The task: Could you copy every line from the material below in which "index" appears?

[begin Supplied information]

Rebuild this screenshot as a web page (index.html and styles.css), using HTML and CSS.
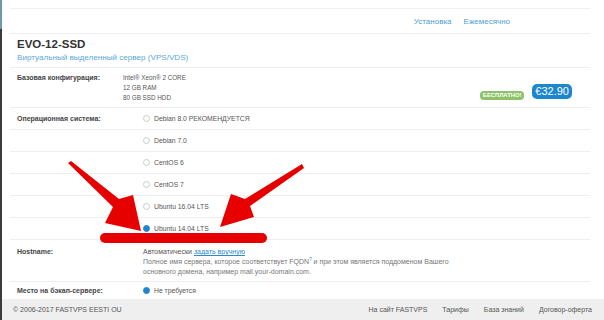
FILE: index.html
```html
<!DOCTYPE html>
<html>
<head>
	<title>EVO-12-SSD</title>
	<link rel="stylesheet" href="styles.css">
</head>
<body>
<div class="page">
  <div class="main">
    <div class="strip"></div>
    <div class="tabs">
      <a>Установка</a>
      <a>Ежемесячно</a>
    </div>

    <div class="title">
      <h1>EVO-12-SSD</h1>
      <div class="sub">Виртуальный выделенный сервер (VPS/VDS)</div>
    </div>

    <div class="row config">
      <div class="label">Базовая конфигурация:</div>
      <div class="value">
        <div>Intel® Xeon® 2 CORE</div>
        <div>12 GB RAM</div>
        <div>80 GB SSD HDD</div>
      </div>
      <div class="prices">
        <span class="free">БЕСПЛАТНО!</span>
        <span class="price">€32.90</span>
      </div>
    </div>

    <div class="row opt">
      <div class="label">Операционная система:</div>
      <div class="value"><span class="radio"></span>Debian 8.0 РЕКОМЕНДУЕТСЯ</div>
    </div>
    <div class="row opt">
      <div class="label"></div>
      <div class="value"><span class="radio"></span>Debian 7.0</div>
    </div>
    <div class="row opt">
      <div class="label"></div>
      <div class="value"><span class="radio"></span>CentOS 6</div>
    </div>
    <div class="row opt">
      <div class="label"></div>
      <div class="value"><span class="radio"></span>CentOS 7</div>
    </div>
    <div class="row opt">
      <div class="label"></div>
      <div class="value"><span class="radio"></span>Ubuntu 16.04 LTS</div>
    </div>
    <div class="row opt">
      <div class="label"></div>
      <div class="value"><span class="radio on"></span>Ubuntu 14.04 LTS</div>
    </div>

    <div class="row host">
      <div class="label">Hostname:</div>
      <div class="value">
        <div class="auto">Автоматически <a>задать вручную</a></div>
        <div class="desc">Полное имя сервера, которое соответствует FQDN<sup>?</sup> и при этом является поддоменом Вашего основного домена, например mail.your-domain.com.</div>
      </div>
    </div>

    <div class="row backup">
      <div class="label">Место на бэкап-сервере:</div>
      <div class="value"><span class="radio on"></span>Не требуется</div>
    </div>
  </div>

  <div class="footer">
    <span>© 2006-2017 FASTVPS EESTI OU</span>
    <div class="links">
      <a>На сайт FASTVPS</a>
      <a>Тарифы</a>
      <a>База знаний</a>
      <a>Договор-оферта</a>
    </div>
  </div>

  <svg class="marks" width="604" height="320" viewBox="0 0 604 320">
    <polygon points="68,163 71,161 119,199 133,195 141,231 105,223 113,207" />
    <polygon points="302,164 304,168 250,206 254,217 220,227 231,194 245,199" />
    <rect x="100" y="233" width="167" height="10" rx="5" />
  </svg>
</div>
</body>
</html>
```

FILE: styles.css
```css
 body {
     margin: 0;
     background: #fff;
     font-family: "Liberation Sans", Arial, sans-serif;
     color: #555;
 }

 .page {
     position: relative;
     display: flex;
     flex-direction: column;
     height: 320px;
     border-left: 2px solid #3b3b3b;
     border-image: linear-gradient(#6d97b5 0 30px, #3b3b3b 30px) 1;
     box-sizing: border-box;
 }

 .main {
     flex: 1;
     padding: 0 14px 0 8px;
 }

 .strip {
     height: 8px;
     border-bottom: 1px solid #f0f0f0;
 }

 .tabs {
     display: flex;
     justify-content: flex-end;
     align-items: center;
     gap: 12px;
     height: 24px;
     padding-right: 80px;
     border-bottom: 1px solid #eee;
     font-size: 8px;
 }
 .tabs a {
     color: #4c9fd6;
 }

 .title {
     padding: 2px 7px 3px;
 }
 .title h1 {
     margin: 0;
     font-size: 11.5px;
     line-height: 16px;
     color: #333;
 }
 .sub {
     font-size: 8.1px;
     line-height: 12px;
     color: #5aa8dc;
 }

 .row {
     display: grid;
     grid-template-columns: 106px 1fr auto;
     border-top: 1px solid #eee;
     padding-left: 7px;
     font-size: 6.8px;
 }
 .label {
     font-weight: bold;
     font-size: 7px;
     color: #444;
 }

 .config {
     padding: 5px 18px 5px 7px;
     line-height: 10px;
     height: 29px;
 }
 .config .value {
     font-size: 6.3px;
 }
 .prices {
     display: flex;
     align-items: flex-end;
     gap: 8px;
     align-self: end;
     margin-bottom: 3px;
 }
 .free {
     background: #8dc26b;
     color: #fff;
     font-size: 5.8px;
     font-weight: bold;
     line-height: 9px;
     padding: 0 3px;
     border-radius: 4px;
 }
 .price {
     background: #1d86cf;
     color: #fff;
     font-size: 11px;
     line-height: 15px;
     padding: 0 3px;
     border-radius: 5px;
     margin-bottom: 1px;
 }

 .opt {
     height: 21px;
     align-items: center;
 }
 .opt .value, .backup .value {
     display: flex;
     align-items: center;
     padding-left: 20px;
 }

 .radio {
     width: 5px;
     height: 5px;
     border: 1px solid #ccc;
     border-radius: 50%;
     margin-right: 4px;
 }
 .radio.on {
     background: #1f86cc;
     border-color: #1f86cc;
 }

 .host {
     padding: 7px 0 4px 7px;
     line-height: 10px;
     font-size: 7px;
 }
 .host .value {
     padding-left: 20px;
 }
 .auto a {
     color: #2a8ccf;
     text-decoration: underline;
 }
 .desc {
     max-width: 318px;
     color: #777;
 }
 .desc sup {
     color: #2a8ccf;
     font-size: 4.5px;
     line-height: 0;
 }

 .backup {
     height: 17px;
     align-items: center;
 }

 .footer {
     display: flex;
     justify-content: space-between;
     align-items: center;
     height: 21px;
     background: #efefef;
     padding: 0 12px 0 11px;
     font-size: 7px;
     color: #555;
 }
 .links {
     display: flex;
     gap: 15px;
 }

 .marks {
     position: absolute;
     left: -2px;
     top: 0;
     pointer-events: none;
 }
 .marks polygon, .marks rect {
     fill: #e60000;
 }
```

[end Supplied information]

Answer for this exercise:
Rebuild this screenshot as a web page (index.html and styles.css), using HTML and CSS.
FILE: index.html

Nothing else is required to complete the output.